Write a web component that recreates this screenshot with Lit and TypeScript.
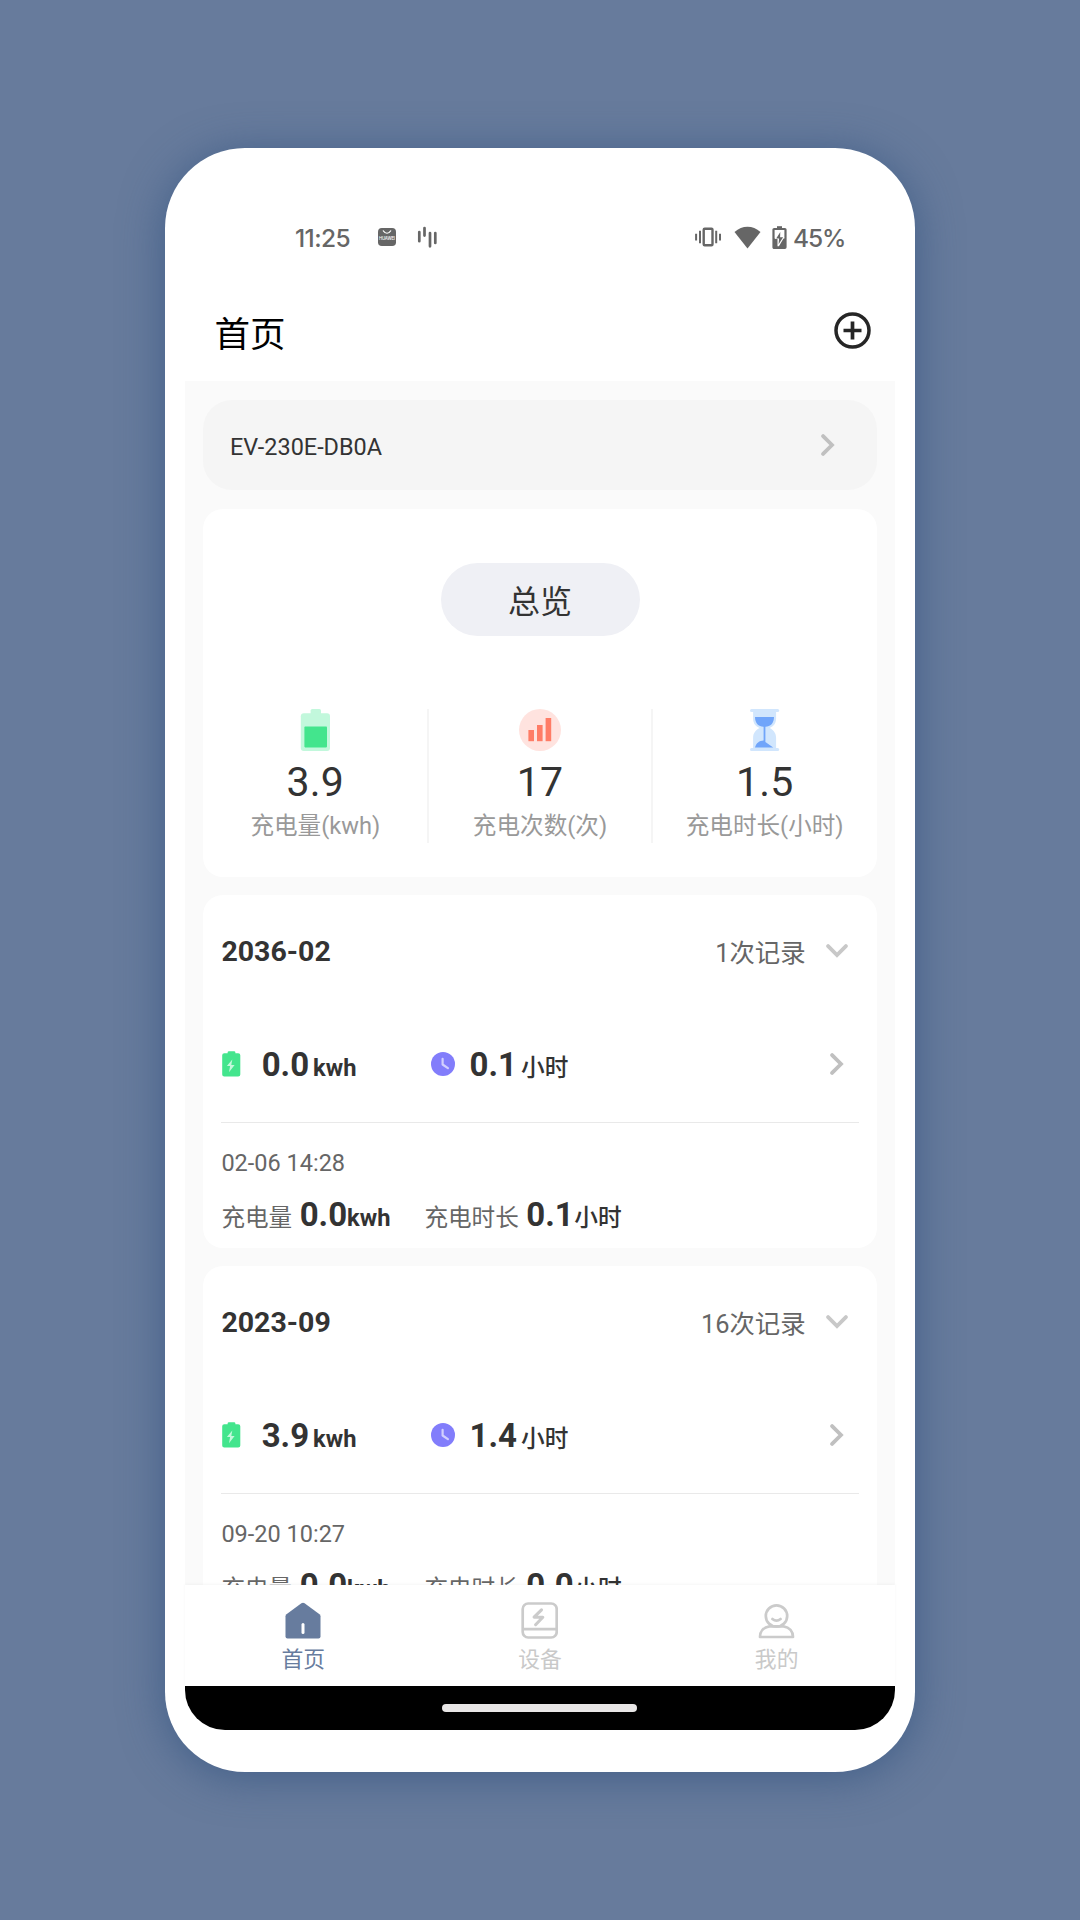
import { LitElement, html, css, svg } from "lit";
import { customElement, property } from "lit/decorators.js";

interface Session {
  time: string;
  energy: string;
  hours: string;
}

interface MonthRecord {
  month: string;
  count: number;
  energy: string;
  hours: string;
  sessions: Session[];
}

const MONTHS: MonthRecord[] = [
  {
    month: "2036-02",
    count: 1,
    energy: "0.0",
    hours: "0.1",
    sessions: [{ time: "02-06 14:28", energy: "0.0", hours: "0.1" }],
  },
  {
    month: "2023-09",
    count: 16,
    energy: "3.9",
    hours: "1.4",
    sessions: [{ time: "09-20 10:27", energy: "0.0", hours: "0.0" }],
  },
];

const batteryLevel = svg`
  <svg width="30" height="42" viewBox="0 0 30 42">
    <rect x="10.600" y="0" width="10.4" height="8" rx="1.6" fill="#c2f8dc"/>
    <rect x="0.8" y="4.2" width="29.2" height="37.8" rx="3" fill="#c2f8dc"/>
    <rect x="4.400" y="17.6" width="22.600" height="20.8" rx="0.8" fill="#43e58d"/>
  </svg>`;

const barChart = svg`
  <svg width="42" height="42" viewBox="0 0 42 42">
    <circle cx="21" cy="21" r="21" fill="#ffe3df"/>
    <rect x="9.4" y="21" width="5.6" height="11.2" fill="#ff7c66"/>
    <rect x="18" y="16" width="5.6" height="16.2" fill="#ff7c66"/>
    <rect x="26.6" y="9" width="5.6" height="23.2" fill="#ff7c66"/>
  </svg>`;

const hourglass = svg`
  <svg width="30" height="42" viewBox="0 0 30 42">
    <g fill="#d1e6fd">
      <rect x="0" y="0" width="29.2" height="3" rx="1.5"/>
      <rect x="0" y="39" width="29.2" height="3" rx="1.5"/>
      <path d="M3.100 2h23v7.5c0 5-2.500 7.500-6.500 9.500 4 2 6.500 5 6.500 10v10.500h-23V29c0-5 2.500-8 6.500-10-4-2-6.500-4.500-6.500-9.500z"/>
    </g>
    <path d="M5 8h19c0 6-3.500 9.800-8.600 9.800V33l7.800 5.500H5c1.200-4.500 4.300-6.800 8.600-7V17.800C8.500 17.800 5 14 5 8z" fill="#70a5fa"/>
  </svg>`;

const chargeBadge = svg`
  <svg width="19" height="26" viewBox="0 0 19 26">
    <path d="M5.600 1.600Q5.600 0.200 7 0.200h5Q13.400 0.200 13.400 1.600V2.200h2.800q2.100 0 2.100 2.100v19.200q0 2.100-2.100 2.100H2.300q-2.100 0-2.100-2.100V4.300q0-2.100 2.100-2.100h3.300z" fill="#43e58d"/>
    <path d="M10.300 8.400L4.900 15h3.200L7 21.300l5.600-7.300H9.300z" fill="#c4f8dc"/>
  </svg>`;

const clockBadge = svg`
  <svg width="24" height="24" viewBox="0 0 24 24">
    <circle cx="12" cy="12" r="12" fill="#827dfb"/>
    <path d="M11.600 6.800v5.700l5.300 3.700" fill="none" stroke="#d2d0fe" stroke-width="2.200" stroke-linecap="round" stroke-linejoin="round"/>
  </svg>`;

const chevronRight = svg`
  <svg width="14" height="22" viewBox="0 0 14 22">
    <path d="M2.100 2.100L11 11l-8.900 8.900" fill="none" stroke="#c0c0c0" stroke-width="3.800" stroke-linecap="round"/>
  </svg>`;

const chevronDown = svg`
  <svg width="22" height="14" viewBox="0 0 22 14">
    <path d="M2.100 2.100L11 11l8.900-8.900" fill="none" stroke="#c8c8c8" stroke-width="3.800" stroke-linecap="round"/>
  </svg>`;

const homeIcon = svg`
  <svg width="36" height="37" viewBox="0 0 36 37">
    <path d="M16.400 1.200q1.600-1.100 3.200 0l14.900 11q1 0.800 1 2V34.500q0 2-2 2h-31q-2 0-2-2V14.200q0-1.200 1-2z" fill="#677c9e"/>
    <path d="M18 22.500v8" stroke="#fff" stroke-width="3" stroke-linecap="round"/>
  </svg>`;

const deviceIcon = svg`
  <svg width="37" height="37" viewBox="0 0 37 37" fill="none" stroke="#cbcbcb" stroke-width="2.700">
    <rect x="1.700" y="1.500" width="34" height="34" rx="5.500"/>
    <path d="M1.700 27.200h34"/>
    <path d="M20.500 7.800l-7.400 7.400h8.700l-7.200 7.500" stroke-width="3.100" stroke-linecap="round" stroke-linejoin="round"/>
  </svg>`;

const userIcon = svg`
  <svg width="37" height="37" viewBox="0 0 37 37" fill="none" stroke="#cbcbcb" stroke-width="2.700" stroke-linecap="round" stroke-linejoin="round">
    <circle cx="18.500" cy="14" r="10.700"/>
    <path d="M14.400 17q4.100 3.400 8.200 0"/>
    <path d="M11.500 24.300C5.500 25.200 2 29.500 2 35h33c0-5.500-3.500-9.800-9.500-10.700z"/>
  </svg>`;

@customElement("status-bar")
export class StatusBar extends LitElement {
  static styles = css`
    :host {
      display: flex;
      align-items: center;
      justify-content: space-between;
      height: 48px;
      padding: 0 50px 0 110px;
      color: #666;
      font-family: Inter, Roboto, sans-serif;
      font-size: 24.5px;
      font-weight: 500;
    }
    .side {
      display: flex;
      align-items: center;
    }
    .time {
      width: 56px;
      padding-top: 1px;
      white-space: nowrap;
      letter-spacing: -0.6px;
    }
    .bag {
      margin-left: 27px;
    }
    .voice {
      margin-left: 21px;
    }
    .wifi {
      margin-left: 13px;
    }
    .battery {
      margin: 0 6.500px 0 10.500px;
    }
    .percent {
      width: 52px;
      padding-top: 1px;
      letter-spacing: -1.1px;
      white-space: nowrap;
    }
    svg {
      display: block;
    }
  `;

  render() {
    return html`
      <div class="side">
        <span class="time">11:25</span>
        <svg class="bag" width="18" height="18" viewBox="0 0 18 18">
          <rect width="18" height="18" rx="3.800" fill="#666" />
          <path d="M5.300 2.800q3.700 5 7.400 0" fill="none" stroke="#fff" stroke-width="1.100" stroke-linecap="round" />
          <text x="9" y="11.800" font-size="4.200" font-weight="500" fill="#fff" text-anchor="middle" textLength="16">HUAWEI</text>
        </svg>
        <svg class="voice" width="20" height="22" viewBox="0 0 20 22">
          <path d="M2.300 6v9.200M7.500 2.100v7.500M13 7v13.300M18.300 7v10" stroke="#666" stroke-width="2.700" stroke-linecap="round" />
        </svg>
      </div>
      <div class="side">
        <svg width="26" height="20" viewBox="0 0 26 20">
          <rect x="8.700" y="1.800" width="8.800" height="16.400" rx="1" fill="none" stroke="#666" stroke-width="2.400" />
          <path d="M1.100 6.800v6.800M5 3.800v12.400M21.200 3.800v12.400M25 6.800v6.800" stroke="#666" stroke-width="2" />
        </svg>
        <svg class="wifi" width="27" height="23" viewBox="0 0 27 23">
          <path d="M0.500 6Q6.500 0.700 13.500 0.700T26.500 6L13.500 22.600z" fill="#666" />
        </svg>
        <svg class="battery" width="15" height="23" viewBox="0 0 15 23">
          <rect x="5" y="0.200" width="5" height="3" fill="#666" />
          <rect x="1.500" y="3" width="12" height="18.800" rx="0.600" fill="none" stroke="#666" stroke-width="2.200" />
          <path d="M1.500 12.500h12v9.300h-12z" fill="#666" />
          <path d="M8.500 4.500L2.900 13h2.600v7.200h1.400L12.400 11H10V4.500z" fill="#fff" />
          <path d="M8.300 6L4.200 12.600h2.900l-0.500 5.600 4.500-6.900H8.100z" fill="#666" />
        </svg>
        <span class="percent">45%</span>
      </div>
    `;
  }
}

@customElement("overview-card")
export class OverviewCard extends LitElement {
  static styles = css`
    :host {
      display: flex;
      flex-direction: column;
      align-items: center;
      flex: none;
      height: 368.4px;
      box-sizing: border-box;
      padding-top: 54.4px;
      border-radius: 20px;
      background: #fff;
    }
    .pill {
      width: 199px;
      height: 73px;
      border-radius: 37px;
      background: #eff0f5;
      color: #333;
      font-size: 32px;
      line-height: 78px;
      text-align: center;
    }
    .metrics {
      display: grid;
      grid-template-columns: repeat(3, 1fr);
      width: 100%;
      height: 133px;
      margin-top: 73px;
    }
    .metric {
      display: flex;
      flex-direction: column;
      align-items: center;
    }
    .metric + .metric {
      box-shadow: -1px 0 0 #f5f5f5, inset 1px 0 0 #f5f5f5;
    }
    svg {
      display: block;
    }
    .value {
      margin-top: 6px;
      height: 50px;
      color: #333;
      font-size: 41px;
      line-height: 50px;
      letter-spacing: 0.2px;
    }
    .label {
      height: 34px;
      margin-top: 2px;
      color: #999;
      font-size: 23.600px;
      line-height: 34px;
      white-space: nowrap;
    }
  `;

  render() {
    const metrics = [
      { icon: batteryLevel, value: "3.9", label: "充电量(kwh)" },
      { icon: barChart, value: "17", label: "充电次数(次)" },
      { icon: hourglass, value: "1.5", label: "充电时长(小时)" },
    ];
    return html`
      <div class="pill">总览</div>
      <div class="metrics">
        ${metrics.map(
          (m) => html`
            <div class="metric">
              ${m.icon}
              <div class="value">${m.value}</div>
              <div class="label">${m.label}</div>
            </div>
          `,
        )}
      </div>
    `;
  }
}

@customElement("month-card")
export class MonthCard extends LitElement {
  @property({ attribute: false }) record!: MonthRecord;

  static styles = css`
    :host {
      display: block;
      flex: none;
      height: 352.4px;
      box-sizing: border-box;
      padding: 0 18.400px;
      border-radius: 20px;
      background: #fff;
      color: #333;
    }
    .head {
      display: flex;
      align-items: center;
      height: 111px;
    }
    .month {
      flex: 1;
      padding-top: 2px;
      font-size: 28.500px;
      font-weight: 700;
    }
    .count {
      margin-right: 20px;
      color: #666;
      font-size: 25.400px;
    }
    .head svg {
      margin-right: 11px;
    }
    .totals {
      display: flex;
      align-items: center;
      height: 115.600px;
      border-bottom: 1px solid #e9e9e9;
    }
    .total {
      display: flex;
      align-items: center;
      width: 208px;
      padding-left: 0.600px;
    }
    .total.hours {
      flex: 1;
    }
    .energy svg {
      margin-right: 20.700px;
    }
    .hours svg {
      margin-right: 15px;
    }
    .totals > svg {
      margin-right: 15px;
    }
    .figure {
      display: flex;
      align-items: baseline;
      line-height: 40px;
      padding-top: 5px;
    }
    .num {
      font-size: 33px;
      font-weight: 700;
    }
    .unit {
      font-size: 23.700px;
      font-weight: 700;
    }
    .unit.cjk {
      font-weight: 500;
    }
    .figure .unit {
      margin-left: 4px;
    }
    .session .time {
      height: 34px;
      margin-top: 23px;
      color: #666;
      font-size: 23.500px;
      line-height: 34px;
    }
    .detail {
      display: flex;
      align-items: baseline;
      height: 40px;
      margin-top: 15px;
      line-height: 40px;
    }
    .caption {
      margin-right: 7.500px;
      color: #666;
      font-size: 23.600px;
    }
    .detail .unit + .caption {
      margin-left: 34px;
    }
    .detail .cjk {
      margin-left: 0.500px;
    }
    svg {
      display: block;
      flex: none;
    }
  `;

  render() {
    const r = this.record;
    return html`
      <div class="head">
        <span class="month">${r.month}</span>
        <span class="count">${r.count}次记录</span>
        ${chevronDown}
      </div>
      <div class="totals">
        <div class="total energy">
          ${chargeBadge}
          <div class="figure"><span class="num">${r.energy}</span><span class="unit">kwh</span></div>
        </div>
        <div class="total hours">
          ${clockBadge}
          <div class="figure"><span class="num">${r.hours}</span><span class="unit cjk">小时</span></div>
        </div>
        ${chevronRight}
      </div>
      ${r.sessions.map(
        (s) => html`
          <div class="session">
            <div class="time">${s.time}</div>
            <div class="detail">
              <span class="caption">充电量</span><span class="num">${s.energy}</span><span class="unit">kwh</span>
              <span class="caption">充电时长</span><span class="num">${s.hours}</span><span class="unit cjk">小时</span>
            </div>
          </div>
        `,
      )}
    `;
  }
}

@customElement("tab-bar")
export class TabBar extends LitElement {
  static styles = css`
    :host {
      display: grid;
      grid-template-columns: repeat(3, 1fr);
      flex: none;
      height: 101px;
      background: #fff;
      box-shadow: 0 -1px 3px rgba(0, 0, 0, 0.04);
      z-index: 1;
    }
    .tab {
      display: flex;
      flex-direction: column;
      align-items: center;
      padding-top: 17.500px;
      color: #c9c9c9;
      font-size: 21.800px;
      line-height: 32px;
    }
    .tab.active {
      color: #677c9e;
    }
    svg {
      display: block;
      margin-bottom: 5px;
    }
  `;

  render() {
    return html`
      <div class="tab active">${homeIcon}<span>首页</span></div>
      <div class="tab">${deviceIcon}<span>设备</span></div>
      <div class="tab">${userIcon}<span>我的</span></div>
    `;
  }
}

@customElement("app-root")
export class AppRoot extends LitElement {
  static styles = css`
    :host {
      display: block;
      width: 1080px;
      height: 1920px;
      box-sizing: border-box;
      padding: 148px 165px;
      overflow: hidden;
      background: #677b9c;
      font-family: Roboto, "Noto Sans CJK SC", sans-serif;
    }
    .phone {
      display: flex;
      flex-direction: column;
      width: 750px;
      height: 1624px;
      box-sizing: border-box;
      padding: 65px 20px 42px;
      border-radius: 80px;
      background: #fff;
      box-shadow: 0 5px 44px rgba(61, 91, 133, 0.9);
    }
    .title-bar {
      display: flex;
      align-items: center;
      justify-content: space-between;
      height: 101px;
      margin-top: 19px;
      padding: 0 24.500px 0 29.500px;
    }
    .title {
      color: #000;
      font-size: 35.500px;
      line-height: 52px;
      padding-top: 8px;
    }
    .content {
      display: flex;
      flex-direction: column;
      gap: 18.400px;
      height: 1203.5px;
      box-sizing: border-box;
      padding: 18.600px 18px 0;
      overflow: hidden;
      background: #fafafa;
    }
    .device {
      display: flex;
      align-items: center;
      justify-content: space-between;
      flex: none;
      height: 90.600px;
      box-sizing: border-box;
      padding: 0 42px 0 27px;
      border-radius: 29px;
      background: #f5f5f5;
      color: #333;
      font-size: 23.450px;
    }
    .device span {
      padding-top: 4px;
    }
    .gesture {
      display: flex;
      align-items: center;
      justify-content: center;
      flex: none;
      height: 44px;
      box-sizing: border-box;
      padding-right: 1px;
      border-radius: 0 0 40px 40px;
      background: #000;
    }
    .handle {
      width: 195px;
      height: 8px;
      border-radius: 4px;
      background: #e8e6e6;
    }
    svg {
      display: block;
    }
  `;

  render() {
    return html`
      <div class="phone">
        <status-bar></status-bar>
        <div class="title-bar">
          <span class="title">首页</span>
          <svg width="37" height="37" viewBox="0 0 37 37" fill="none" stroke="#262626">
            <circle cx="18.500" cy="18.500" r="16.500" stroke-width="3.500" />
            <path d="M18.500 9.500v18M9.500 18.500h18" stroke-width="3.700" />
          </svg>
        </div>
        <div class="content">
          <div class="device"><span>EV-230E-DB0A</span>${chevronRight}</div>
          <overview-card></overview-card>
          ${MONTHS.map((m) => html`<month-card .record=${m}></month-card>`)}
        </div>
        <tab-bar></tab-bar>
        <div class="gesture"><div class="handle"></div></div>
      </div>
    `;
  }
}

[Task instructions] Report all lines of the material that contain the word "this".

[Output]
Write a web component that recreates this screenshot with Lit and TypeScript.
    const r = this.record;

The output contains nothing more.